- Selton Hill ambush: Part of the Irish War of Independence
| Date | 11 March 1921 |
| Location | between Mohill and Fenagh, County Leitrim53°59′24″N 7°51′07″W﻿ / ﻿53.990°N 7.852°W |
| Result | British victory |

Belligerents
- Royal Irish Constabulary (Auxiliary Division) British Army (Bedfordshire and Hertfordshire Regiment): Irish Republican Army (Leitrim Brigade)

Commanders and leaders
- Thomas Gore-Hickman (RIC): Seán Connolly (IRA)

Strength
- Unknown: Unknown

Casualties and losses
- None: 6 killed

= Selton Hill ambush =

RIC ambush during the Irish War of Independence

The Selton Hill ambush took place on 11 March 1921, during the Irish War of Independence. An Irish Republican Army (IRA) flying column was ambushed by members of the RIC Auxiliary Division at Selton Hill (a.k.a. Seltan Hill), County Leitrim. Six IRA members of the South Leitrim Brigade were killed, which effectively destroyed the IRA in South Leitrim.

==Background==
Seán Connolly was an IRA activist from County Longford, but he was also used by IRA GHQ to organise surrounding areas; first County Roscommon and then County Leitrim. When Michael Collins ordered Connolly into the county, he warned that it was "the most treacherous county in Ireland". As Connolly was running a training camp at Selton Hill in early 1921, his position was given to the RIC. The RIC District Inspector, Thomas Gore-Hickman, had been alerted to Connolly's position by a local doctor who had served in the British Army. The doctor had reportedly been told of the training camp by a local farmer who was a member of the Orange Order.

==Ambush==
The events at Selton Hill took place one week after the Sheemore ambush, in which British troops from the Bedfordshire & Hertfordshire Regiment, based in Boyle, suffered several casualties and at least one fatality. At Selton Hill, a large force of RIC and Auxiliaires based in Mohill, as well as troops from the Bedfordshire & Hertfordshire Regiment, surrounded and then attacked the IRA camp on 11 March. Six IRA volunteers were killed. The RIC suffered no losses. The IRA dead were Sean Connolly, Seamus Wrynne, Joseph O'Beirne (or Beirne), John Reilly, Joseph Reilly, and Capt ME Baxter.

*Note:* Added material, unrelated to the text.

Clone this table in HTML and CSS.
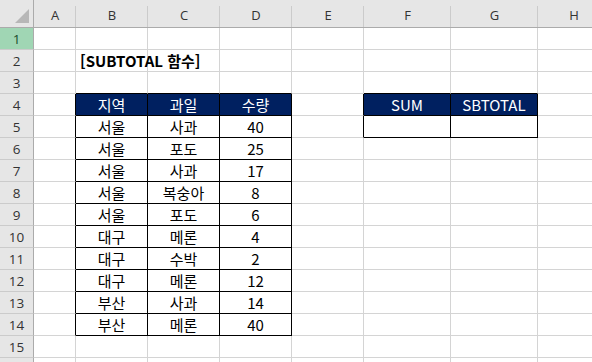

Ernie O'Malley later stated that the volunteers' bodies were "taken to Mohill by soldiers who shouted 'fresh meat!' as they were driving through the town". O'Malley was quoted as saying "Men from the Bedfordshire Regiment were seen by a badly wounded IRA officer, Bernie Sweeney who survived, to use rifle butts on the skulls of two wounded men". He also stated that the location of the column was given to the local D/I of the RIC by a doctor who had been in the British Army, who received the information from a local Orangeman. The IRA officer who survived was Bernie Sweeney, from Ballinamore, who survived by hiding in a drain, where the cold water prevented him bleeding to death. He was rescued and hidden from the Black and Tans and Auxiliaries by locals.

==Aftermath==
The IRA learned their position had been given away by the doctor and the Orangeman. The latter, a farmer named William Latimer, was later killed by the IRA on 30 March 1921. The doctor escaped to England and later died in an accident.

The border country of the north midlands often proved to be a treacherous place for IRA training camps. On 8 May 1921 another camp (of Belfast IRA volunteers) based in the Lappanduff hills in neighbouring County Cavan, was also surprised – one volunteer was killed, thirteen captured, and much arms and ammunition seized by the British forces.